Pages as source code:
────────────────────────────────────────
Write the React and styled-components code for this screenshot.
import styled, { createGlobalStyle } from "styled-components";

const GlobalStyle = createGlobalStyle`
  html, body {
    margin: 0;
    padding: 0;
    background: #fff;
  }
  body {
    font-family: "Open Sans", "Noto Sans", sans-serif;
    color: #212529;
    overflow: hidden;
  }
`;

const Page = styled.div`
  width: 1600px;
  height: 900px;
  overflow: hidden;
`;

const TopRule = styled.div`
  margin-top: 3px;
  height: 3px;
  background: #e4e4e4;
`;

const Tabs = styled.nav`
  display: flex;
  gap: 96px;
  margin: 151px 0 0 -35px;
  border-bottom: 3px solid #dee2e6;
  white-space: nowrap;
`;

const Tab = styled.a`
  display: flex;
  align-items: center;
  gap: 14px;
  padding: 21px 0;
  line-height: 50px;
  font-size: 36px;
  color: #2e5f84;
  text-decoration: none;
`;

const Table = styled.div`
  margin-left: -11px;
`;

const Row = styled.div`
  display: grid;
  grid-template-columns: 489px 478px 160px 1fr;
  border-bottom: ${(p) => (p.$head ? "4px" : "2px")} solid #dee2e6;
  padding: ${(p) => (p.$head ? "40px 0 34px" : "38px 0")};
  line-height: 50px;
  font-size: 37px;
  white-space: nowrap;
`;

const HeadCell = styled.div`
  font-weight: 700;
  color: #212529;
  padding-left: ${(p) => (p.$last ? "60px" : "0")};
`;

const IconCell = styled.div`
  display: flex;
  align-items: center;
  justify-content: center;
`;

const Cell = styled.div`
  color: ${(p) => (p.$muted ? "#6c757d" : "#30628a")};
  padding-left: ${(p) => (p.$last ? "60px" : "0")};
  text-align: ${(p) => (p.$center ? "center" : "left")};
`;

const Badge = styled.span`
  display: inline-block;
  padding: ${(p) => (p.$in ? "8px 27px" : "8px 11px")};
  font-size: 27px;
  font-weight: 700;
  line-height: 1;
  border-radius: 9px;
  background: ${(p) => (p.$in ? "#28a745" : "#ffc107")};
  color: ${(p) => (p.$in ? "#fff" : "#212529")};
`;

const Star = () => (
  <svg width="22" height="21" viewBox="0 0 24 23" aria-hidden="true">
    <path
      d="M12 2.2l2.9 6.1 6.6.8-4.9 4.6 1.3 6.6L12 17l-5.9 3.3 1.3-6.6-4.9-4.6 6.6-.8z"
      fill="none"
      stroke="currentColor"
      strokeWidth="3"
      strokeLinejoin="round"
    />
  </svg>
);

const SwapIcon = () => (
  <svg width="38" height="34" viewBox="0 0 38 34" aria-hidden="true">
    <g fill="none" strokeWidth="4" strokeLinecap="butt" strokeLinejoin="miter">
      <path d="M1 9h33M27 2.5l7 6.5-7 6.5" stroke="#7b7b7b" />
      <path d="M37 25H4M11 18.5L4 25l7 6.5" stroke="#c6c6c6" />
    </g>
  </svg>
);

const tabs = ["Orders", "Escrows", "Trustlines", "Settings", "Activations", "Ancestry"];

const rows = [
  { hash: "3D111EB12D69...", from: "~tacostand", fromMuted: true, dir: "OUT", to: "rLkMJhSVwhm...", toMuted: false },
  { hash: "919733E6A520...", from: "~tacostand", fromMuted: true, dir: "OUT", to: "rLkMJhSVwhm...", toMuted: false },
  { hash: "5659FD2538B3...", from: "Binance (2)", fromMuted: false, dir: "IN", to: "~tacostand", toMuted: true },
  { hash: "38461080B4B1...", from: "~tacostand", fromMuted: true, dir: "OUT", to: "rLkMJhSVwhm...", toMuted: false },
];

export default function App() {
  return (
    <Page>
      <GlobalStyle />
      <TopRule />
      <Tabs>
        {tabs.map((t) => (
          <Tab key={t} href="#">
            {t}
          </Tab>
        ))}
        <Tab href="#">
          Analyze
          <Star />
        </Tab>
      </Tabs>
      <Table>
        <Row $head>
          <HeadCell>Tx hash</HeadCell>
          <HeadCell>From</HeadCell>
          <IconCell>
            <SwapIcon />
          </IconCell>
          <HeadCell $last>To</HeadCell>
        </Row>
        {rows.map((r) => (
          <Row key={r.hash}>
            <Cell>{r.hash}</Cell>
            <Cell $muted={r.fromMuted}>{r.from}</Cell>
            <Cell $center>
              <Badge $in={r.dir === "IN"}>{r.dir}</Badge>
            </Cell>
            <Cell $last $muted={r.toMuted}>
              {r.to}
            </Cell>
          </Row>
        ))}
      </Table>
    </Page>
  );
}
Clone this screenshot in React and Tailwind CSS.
────────────────────────────────────────
Lines containing the string "styled" are to be selected and copied.

Write the React and styled-components code for this screenshot.
import styled, { createGlobalStyle } from "styled-components";
const Page = styled.div`
const TopRule = styled.div`
const Tabs = styled.nav`
const Tab = styled.a`
const Table = styled.div`
const Row = styled.div`
const HeadCell = styled.div`
const IconCell = styled.div`
const Cell = styled.div`
const Badge = styled.span`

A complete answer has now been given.